In a new report produced for the Defense Advanced Research Projects Agency, the Air Force Association’s Mitchell Institute for Aerospace Studies starts from the premise that America is losing its competitive edge and that the greatest Air Force ever built is now so dependent on a small number of sophisticated weapons that it can no longer afford to take operational risk.

“China is developing their own theory of system conflict,” says Heather Penney, a senior resident fellow at Mitchell and a co-author of the study. That system targets “our data links and information networks to disrupt our information flows” and aims to dismantle “key nodes of our operational system, specifically our command and control to get inside of our decision cycles and induce even further confusion.”

The study offers a vision for how to turn things around. Its report, “Restoring America’s Military Competitiveness: Mosaic Warfare,” introduces a game-changing, force design concept that could help rewrite the US playbook to create a perpetually changing, unpredictable puzzle to adversaries.

To seize back the initiative, DARPA’s Mosaic concept would gradually trade today’s platform-centric force design and its small number of highly integrated and extremely expensive systems in favor of a highly disaggregated web of lower-cost, more specialized assets, none of which can be deemed a critical point of risk. Like an artist’s colored tiles or a child’s Lego bricks, these pieces could be assembled, disassembled, and reassembled in an infinite number of ways, creating a widely dispersed web of weapons and sensors to confound adversaries with a constantly changing and overwhelming set of threats.

It’s not all new.
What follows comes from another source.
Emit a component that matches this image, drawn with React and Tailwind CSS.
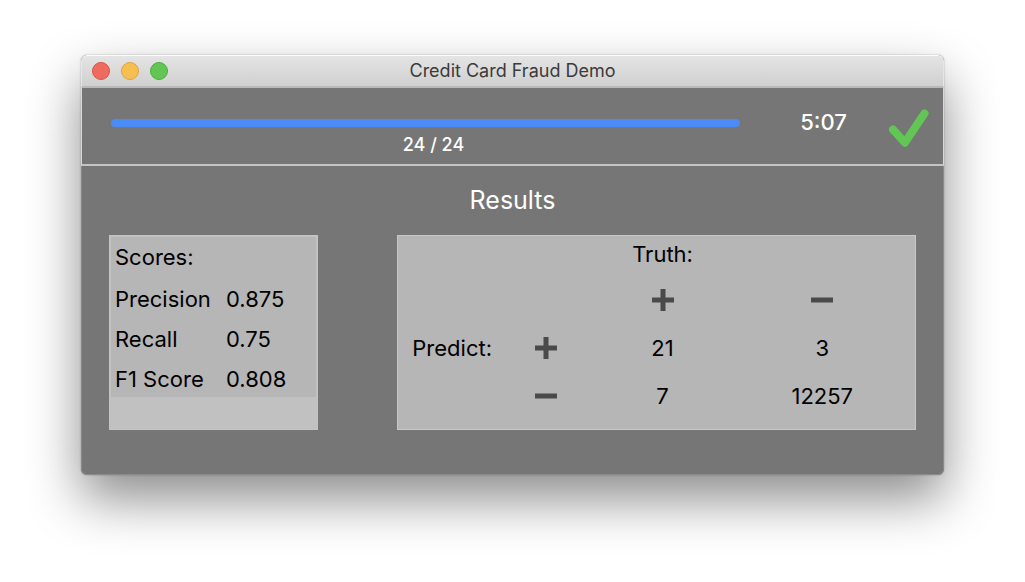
import React from "react";

const scores = [
  { label: "Precision", value: "0.875" },
  { label: "Recall", value: "0.75" },
  { label: "F1 Score", value: "0.808" },
];

function Plus() {
  return (
    <svg viewBox="0 0 22 22" role="img" aria-label="positive" className="mx-auto h-[22px] w-[22px] fill-[#4a4a4a]">
      <path d="M8.5 0h5v8.5H22v5h-8.5V22h-5v-8.5H0v-5h8.5z" />
    </svg>
  );
}

function Minus() {
  return (
    <svg viewBox="0 0 22 22" role="img" aria-label="negative" className="mx-auto h-[22px] w-[22px] fill-[#4a4a4a]">
      <path d="M0 8.5h22v5H0z" />
    </svg>
  );
}

function TitleBar() {
  return (
    <header className="grid h-[33px] grid-cols-[1fr_auto_1fr] items-center rounded-t-md border-x border-t border-b-2 border-x-[#e6e6e6] border-t-[#fbfbfb] border-b-[#b9b9b9] bg-linear-to-b from-[#e4e4e4] to-[#d0d0d0] px-[10px]">
      <div className="flex gap-[11px]">
        <button type="button" aria-label="Close" className="h-[18px] w-[18px] rounded-full border border-[#dc5349] bg-[#ee6b60]" />
        <button type="button" aria-label="Minimize" className="h-[18px] w-[18px] rounded-full border border-[#dca63f] bg-[#f6bf50]" />
        <button type="button" aria-label="Zoom" className="h-[18px] w-[18px] rounded-full border border-[#4bad3d] bg-[#62c655]" />
      </div>
      <h1 className="text-[18px] leading-6 text-[#3b3b3b]">Credit Card Fraud Demo</h1>
    </header>
  );
}

function StatusBar() {
  return (
    <section className="flex h-[78px] border-x border-b-2 border-x-[#d8d8d8] border-b-[#c4c4c4] pr-[14px] pl-[29px] text-white">
      <div className="flex-1 pt-[31px]">
        <div role="progressbar" aria-label="Progress" aria-valuenow={24} aria-valuemin={0} aria-valuemax={24} className="h-2 rounded-full bg-[#4b8bf5]" />
        <p className="pt-[6px] pl-4 text-center text-[18px] leading-6 font-medium">24 / 24</p>
      </div>
      <time className="w-[147px] pt-[18px] pl-5 text-center text-[22px] leading-8 font-medium">5:07</time>
      <svg viewBox="0 0 42 40" fill="none" role="img" aria-label="Complete" className="mt-5 h-10 w-[42px] stroke-[#62c655]">
        <path d="M6 21.5L17.8 34.7L37.5 5.5" strokeWidth="8" strokeLinecap="round" strokeLinejoin="round" />
      </svg>
    </section>
  );
}

function ScoreTable() {
  return (
    <div className="w-[209px] border border-[#c4c4c4] bg-[#c1c1c1] p-px">
      <table className="w-full table-fixed bg-[#b6b6b6] text-left text-[22px] leading-8">
        <caption className="h-10 bg-[#b6b6b6] pt-1 pl-1 text-left">Scores:</caption>
        <colgroup>
          <col className="w-[113px]" />
          <col />
        </colgroup>
        <tbody>
          {scores.map(({ label, value }) => (
            <tr key={label} className="h-10">
              <th scope="row" className="pt-1 pl-1 font-normal">{label}</th>
              <td className="pt-1 pl-0.5">{value}</td>
            </tr>
          ))}
        </tbody>
      </table>
    </div>
  );
}

function ConfusionMatrix() {
  return (
    <div className="flex-1 border border-[#c8c8c8] bg-[#b6b6b6] pr-1 pb-[9px] pl-1.5">
      <table className="w-full table-fixed text-center text-[22px] leading-8">
        <colgroup>
          <col className="w-[19%]" />
          <col className="w-[18%]" />
          <col className="w-[28%]" />
          <col className="w-[35%]" />
        </colgroup>
        <tbody>
          <tr className="h-10">
            <td colSpan={2} />
            <th scope="col" className="pb-1 font-normal">Truth:</th>
            <td />
          </tr>
          <tr className="h-12">
            <td colSpan={2} />
            <th scope="col"><Plus /></th>
            <th scope="col"><Minus /></th>
          </tr>
          <tr className="h-12">
            <th scope="row" className="font-normal">Predict:</th>
            <th scope="row"><Plus /></th>
            <td>21</td>
            <td>3</td>
          </tr>
          <tr className="h-12">
            <td />
            <th scope="row"><Minus /></th>
            <td>7</td>
            <td>12257</td>
          </tr>
        </tbody>
      </table>
    </div>
  );
}

export default function App() {
  return (
    <div className="min-h-screen bg-white px-[81px] pt-[55px] pb-[106px] font-['Inter','Liberation_Sans',sans-serif] text-black">
      <main className="rounded-md bg-[#767676] shadow-[0_0_2px_rgba(0,0,0,0.3),0_24px_52px_rgba(0,0,0,0.45)]">
        <TitleBar />
        <StatusBar />
        <section className="rounded-b-md border-x border-b border-[#8a8a8a] px-[27px] pb-[44px]">
          <h2 className="pt-[14px] text-center text-[25px] leading-10 text-white">Results</h2>
          <div className="mt-[15px] flex gap-[79px]">
            <ScoreTable />
            <ConfusionMatrix />
          </div>
        </section>
      </main>
    </div>
  );
}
The concept builds on ideas already being investigated by the Air Force: swarming drones, loyal wingman, and Next-Generation Air Dominance, which like Mosaic, has been described as a system of systems, rather than a platform. It is encouraging to see DARPA and the Air Force so closely aligned.

The risk now is not that leaders rush ahead and experiment—that is essential. Rather, it is that they not put off near-term modernization while waiting for future concepts to mature. That is a risk the Air Force cannot afford—now or ever.